● Given problem: Restate the listing that follows word for word, without its pictures.

● Data:
▬▬▬

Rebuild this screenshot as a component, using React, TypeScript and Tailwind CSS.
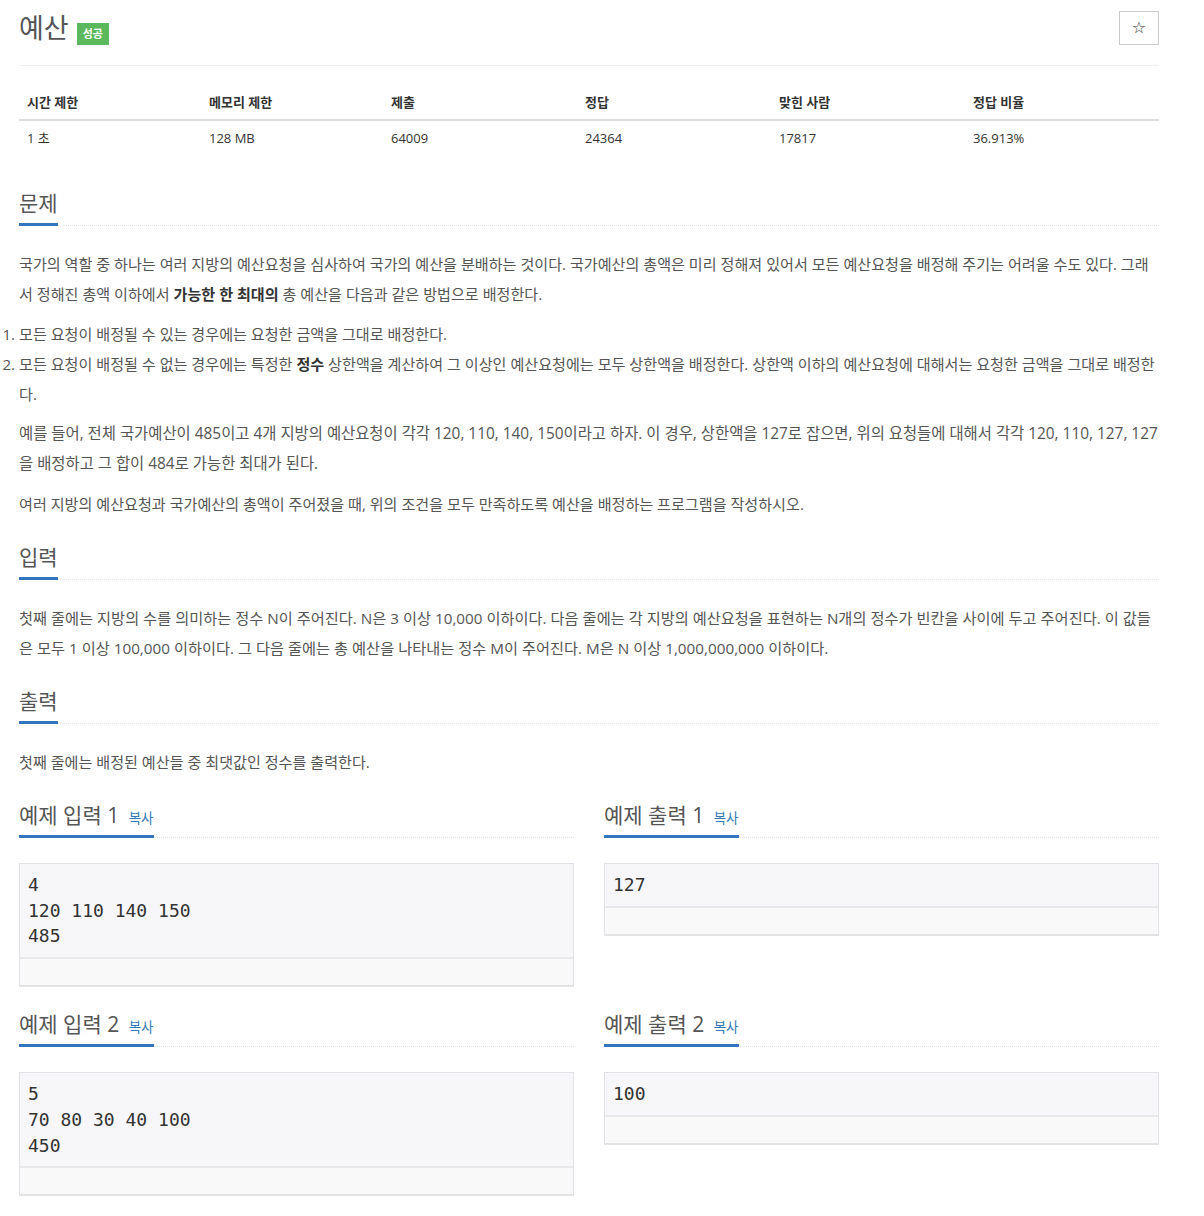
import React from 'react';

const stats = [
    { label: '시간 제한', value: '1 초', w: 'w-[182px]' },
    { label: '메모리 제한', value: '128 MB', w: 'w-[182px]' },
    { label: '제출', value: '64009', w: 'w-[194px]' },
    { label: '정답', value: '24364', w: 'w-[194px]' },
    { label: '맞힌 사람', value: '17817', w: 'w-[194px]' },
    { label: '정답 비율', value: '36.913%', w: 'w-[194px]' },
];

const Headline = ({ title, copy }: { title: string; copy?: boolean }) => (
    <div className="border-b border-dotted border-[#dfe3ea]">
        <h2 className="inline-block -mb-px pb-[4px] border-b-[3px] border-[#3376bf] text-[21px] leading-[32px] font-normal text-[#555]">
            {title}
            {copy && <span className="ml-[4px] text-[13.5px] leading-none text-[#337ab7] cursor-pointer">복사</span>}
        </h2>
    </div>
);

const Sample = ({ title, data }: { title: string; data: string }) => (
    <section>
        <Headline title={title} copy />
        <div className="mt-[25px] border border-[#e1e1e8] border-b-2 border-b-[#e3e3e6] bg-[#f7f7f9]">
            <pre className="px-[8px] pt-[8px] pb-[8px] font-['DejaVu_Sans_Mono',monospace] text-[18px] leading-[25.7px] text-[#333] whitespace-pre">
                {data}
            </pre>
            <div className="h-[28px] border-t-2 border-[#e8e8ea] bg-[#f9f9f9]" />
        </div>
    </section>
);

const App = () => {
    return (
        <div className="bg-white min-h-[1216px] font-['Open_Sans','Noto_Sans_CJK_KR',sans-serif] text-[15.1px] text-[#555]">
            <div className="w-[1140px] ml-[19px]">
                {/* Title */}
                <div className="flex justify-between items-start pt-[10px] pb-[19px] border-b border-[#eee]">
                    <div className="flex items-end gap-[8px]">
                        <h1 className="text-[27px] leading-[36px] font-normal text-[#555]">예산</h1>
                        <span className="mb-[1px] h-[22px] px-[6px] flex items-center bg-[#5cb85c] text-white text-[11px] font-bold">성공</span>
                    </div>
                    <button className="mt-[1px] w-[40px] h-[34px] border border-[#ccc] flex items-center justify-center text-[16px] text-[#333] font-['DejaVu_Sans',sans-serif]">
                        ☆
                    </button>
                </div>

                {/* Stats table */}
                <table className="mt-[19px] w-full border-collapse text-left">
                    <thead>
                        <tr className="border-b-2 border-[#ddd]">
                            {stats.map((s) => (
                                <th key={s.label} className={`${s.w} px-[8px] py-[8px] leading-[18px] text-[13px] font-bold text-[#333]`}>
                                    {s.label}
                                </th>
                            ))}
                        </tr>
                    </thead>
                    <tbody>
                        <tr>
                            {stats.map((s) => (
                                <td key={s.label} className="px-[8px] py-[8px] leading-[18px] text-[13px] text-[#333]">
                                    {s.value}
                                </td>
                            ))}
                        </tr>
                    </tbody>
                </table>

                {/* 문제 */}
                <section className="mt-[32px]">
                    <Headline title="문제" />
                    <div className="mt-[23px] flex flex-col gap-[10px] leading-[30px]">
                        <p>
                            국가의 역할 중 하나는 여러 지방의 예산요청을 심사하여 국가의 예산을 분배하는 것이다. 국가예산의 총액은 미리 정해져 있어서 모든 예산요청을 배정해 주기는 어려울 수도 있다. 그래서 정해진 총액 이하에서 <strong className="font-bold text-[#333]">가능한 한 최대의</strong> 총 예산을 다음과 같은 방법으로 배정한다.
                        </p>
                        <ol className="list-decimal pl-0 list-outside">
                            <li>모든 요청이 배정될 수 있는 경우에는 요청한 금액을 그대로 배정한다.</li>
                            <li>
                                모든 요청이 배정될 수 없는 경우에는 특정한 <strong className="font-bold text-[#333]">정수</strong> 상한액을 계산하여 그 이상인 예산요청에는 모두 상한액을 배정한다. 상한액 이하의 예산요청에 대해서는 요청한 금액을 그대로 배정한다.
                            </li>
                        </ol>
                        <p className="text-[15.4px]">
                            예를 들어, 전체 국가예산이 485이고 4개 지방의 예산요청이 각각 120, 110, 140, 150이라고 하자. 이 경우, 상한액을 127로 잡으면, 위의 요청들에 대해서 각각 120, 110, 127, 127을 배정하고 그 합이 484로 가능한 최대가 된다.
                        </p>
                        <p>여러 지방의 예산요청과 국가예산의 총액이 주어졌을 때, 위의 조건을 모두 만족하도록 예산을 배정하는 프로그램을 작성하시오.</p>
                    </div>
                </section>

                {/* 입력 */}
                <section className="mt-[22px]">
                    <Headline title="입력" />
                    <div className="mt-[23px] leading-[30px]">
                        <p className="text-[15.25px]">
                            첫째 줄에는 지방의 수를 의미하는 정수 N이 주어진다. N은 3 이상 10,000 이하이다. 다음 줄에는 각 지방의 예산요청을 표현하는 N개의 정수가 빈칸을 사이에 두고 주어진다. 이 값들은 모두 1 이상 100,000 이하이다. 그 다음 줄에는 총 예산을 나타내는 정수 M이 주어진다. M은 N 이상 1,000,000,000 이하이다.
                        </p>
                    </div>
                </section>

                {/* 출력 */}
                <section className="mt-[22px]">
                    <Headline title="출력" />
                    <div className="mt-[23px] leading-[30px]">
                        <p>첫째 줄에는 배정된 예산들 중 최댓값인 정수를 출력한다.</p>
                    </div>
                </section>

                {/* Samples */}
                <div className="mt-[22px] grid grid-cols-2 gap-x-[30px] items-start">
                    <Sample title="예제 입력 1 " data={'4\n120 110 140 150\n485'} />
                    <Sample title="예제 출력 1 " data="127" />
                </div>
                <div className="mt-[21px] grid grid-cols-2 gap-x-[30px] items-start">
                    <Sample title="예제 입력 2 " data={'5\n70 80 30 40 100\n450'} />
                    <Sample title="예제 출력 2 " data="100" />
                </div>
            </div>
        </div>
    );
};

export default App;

▬▬▬

● Reply to the exercise:
Rebuild this screenshot as a component, using React, TypeScript and Tailwind CSS.
import React from 'react';

const stats = [
    { label: '시간 제한', value: '1 초', w: 'w-[182px]' },
    { label: '메모리 제한', value: '128 MB', w: 'w-[182px]' },
    { label: '제출', value: '64009', w: 'w-[194px]' },
    { label: '정답', value: '24364', w: 'w-[194px]' },
    { label: '맞힌 사람', value: '17817', w: 'w-[194px]' },
    { label: '정답 비율', value: '36.913%', w: 'w-[194px]' },
];

const Headline = ({ title, copy }: { title: string; copy?: boolean }) => (
    <div className="border-b border-dotted border-[#dfe3ea]">
        <h2 className="inline-block -mb-px pb-[4px] border-b-[3px] border-[#3376bf] text-[21px] leading-[32px] font-normal text-[#555]">
            {title}
            {copy && <span className="ml-[4px] text-[13.5px] leading-none text-[#337ab7] cursor-pointer">복사</span>}
        </h2>
    </div>
);

const Sample = ({ title, data }: { title: string; data: string }) => (
    <section>
        <Headline title={title} copy />
        <div className="mt-[25px] border border-[#e1e1e8] border-b-2 border-b-[#e3e3e6] bg-[#f7f7f9]">
            <pre className="px-[8px] pt-[8px] pb-[8px] font-['DejaVu_Sans_Mono',monospace] text-[18px] leading-[25.7px] text-[#333] whitespace-pre">
                {data}
            </pre>
            <div className="h-[28px] border-t-2 border-[#e8e8ea] bg-[#f9f9f9]" />
        </div>
    </section>
);

const App = () => {
    return (
        <div className="bg-white min-h-[1216px] font-['Open_Sans','Noto_Sans_CJK_KR',sans-serif] text-[15.1px] text-[#555]">
            <div className="w-[1140px] ml-[19px]">
                {/* Title */}
                <div className="flex justify-between items-start pt-[10px] pb-[19px] border-b border-[#eee]">
                    <div className="flex items-end gap-[8px]">
                        <h1 className="text-[27px] leading-[36px] font-normal text-[#555]">예산</h1>
                        <span className="mb-[1px] h-[22px] px-[6px] flex items-center bg-[#5cb85c] text-white text-[11px] font-bold">성공</span>
                    </div>
                    <button className="mt-[1px] w-[40px] h-[34px] border border-[#ccc] flex items-center justify-center text-[16px] text-[#333] font-['DejaVu_Sans',sans-serif]">
                        ☆
                    </button>
                </div>

                {/* Stats table */}
                <table className="mt-[19px] w-full border-collapse text-left">
                    <thead>
                        <tr className="border-b-2 border-[#ddd]">
                            {stats.map((s) => (
                                <th key={s.label} className={`${s.w} px-[8px] py-[8px] leading-[18px] text-[13px] font-bold text-[#333]`}>
                                    {s.label}
                                </th>
                            ))}
                        </tr>
                    </thead>
                    <tbody>
                        <tr>
                            {stats.map((s) => (
                                <td key={s.label} className="px-[8px] py-[8px] leading-[18px] text-[13px] text-[#333]">
                                    {s.value}
                                </td>
                            ))}
                        </tr>
                    </tbody>
                </table>

                {/* 문제 */}
                <section className="mt-[32px]">
                    <Headline title="문제" />
                    <div className="mt-[23px] flex flex-col gap-[10px] leading-[30px]">
                        <p>
                            국가의 역할 중 하나는 여러 지방의 예산요청을 심사하여 국가의 예산을 분배하는 것이다. 국가예산의 총액은 미리 정해져 있어서 모든 예산요청을 배정해 주기는 어려울 수도 있다. 그래서 정해진 총액 이하에서 <strong className="font-bold text-[#333]">가능한 한 최대의</strong> 총 예산을 다음과 같은 방법으로 배정한다.
                        </p>
                        <ol className="list-decimal pl-0 list-outside">
                            <li>모든 요청이 배정될 수 있는 경우에는 요청한 금액을 그대로 배정한다.</li>
                            <li>
                                모든 요청이 배정될 수 없는 경우에는 특정한 <strong className="font-bold text-[#333]">정수</strong> 상한액을 계산하여 그 이상인 예산요청에는 모두 상한액을 배정한다. 상한액 이하의 예산요청에 대해서는 요청한 금액을 그대로 배정한다.
                            </li>
                        </ol>
                        <p className="text-[15.4px]">
                            예를 들어, 전체 국가예산이 485이고 4개 지방의 예산요청이 각각 120, 110, 140, 150이라고 하자. 이 경우, 상한액을 127로 잡으면, 위의 요청들에 대해서 각각 120, 110, 127, 127을 배정하고 그 합이 484로 가능한 최대가 된다.
                        </p>
                        <p>여러 지방의 예산요청과 국가예산의 총액이 주어졌을 때, 위의 조건을 모두 만족하도록 예산을 배정하는 프로그램을 작성하시오.</p>
                    </div>
                </section>

                {/* 입력 */}
                <section className="mt-[22px]">
                    <Headline title="입력" />
                    <div className="mt-[23px] leading-[30px]">
                        <p className="text-[15.25px]">
                            첫째 줄에는 지방의 수를 의미하는 정수 N이 주어진다. N은 3 이상 10,000 이하이다. 다음 줄에는 각 지방의 예산요청을 표현하는 N개의 정수가 빈칸을 사이에 두고 주어진다. 이 값들은 모두 1 이상 100,000 이하이다. 그 다음 줄에는 총 예산을 나타내는 정수 M이 주어진다. M은 N 이상 1,000,000,000 이하이다.
                        </p>
                    </div>
                </section>

                {/* 출력 */}
                <section className="mt-[22px]">
                    <Headline title="출력" />
                    <div className="mt-[23px] leading-[30px]">
                        <p>첫째 줄에는 배정된 예산들 중 최댓값인 정수를 출력한다.</p>
                    </div>
                </section>

                {/* Samples */}
                <div className="mt-[22px] grid grid-cols-2 gap-x-[30px] items-start">
                    <Sample title="예제 입력 1 " data={'4\n120 110 140 150\n485'} />
                    <Sample title="예제 출력 1 " data="127" />
                </div>
                <div className="mt-[21px] grid grid-cols-2 gap-x-[30px] items-start">
                    <Sample title="예제 입력 2 " data={'5\n70 80 30 40 100\n450'} />
                    <Sample title="예제 출력 2 " data="100" />
                </div>
            </div>
        </div>
    );
};

export default App;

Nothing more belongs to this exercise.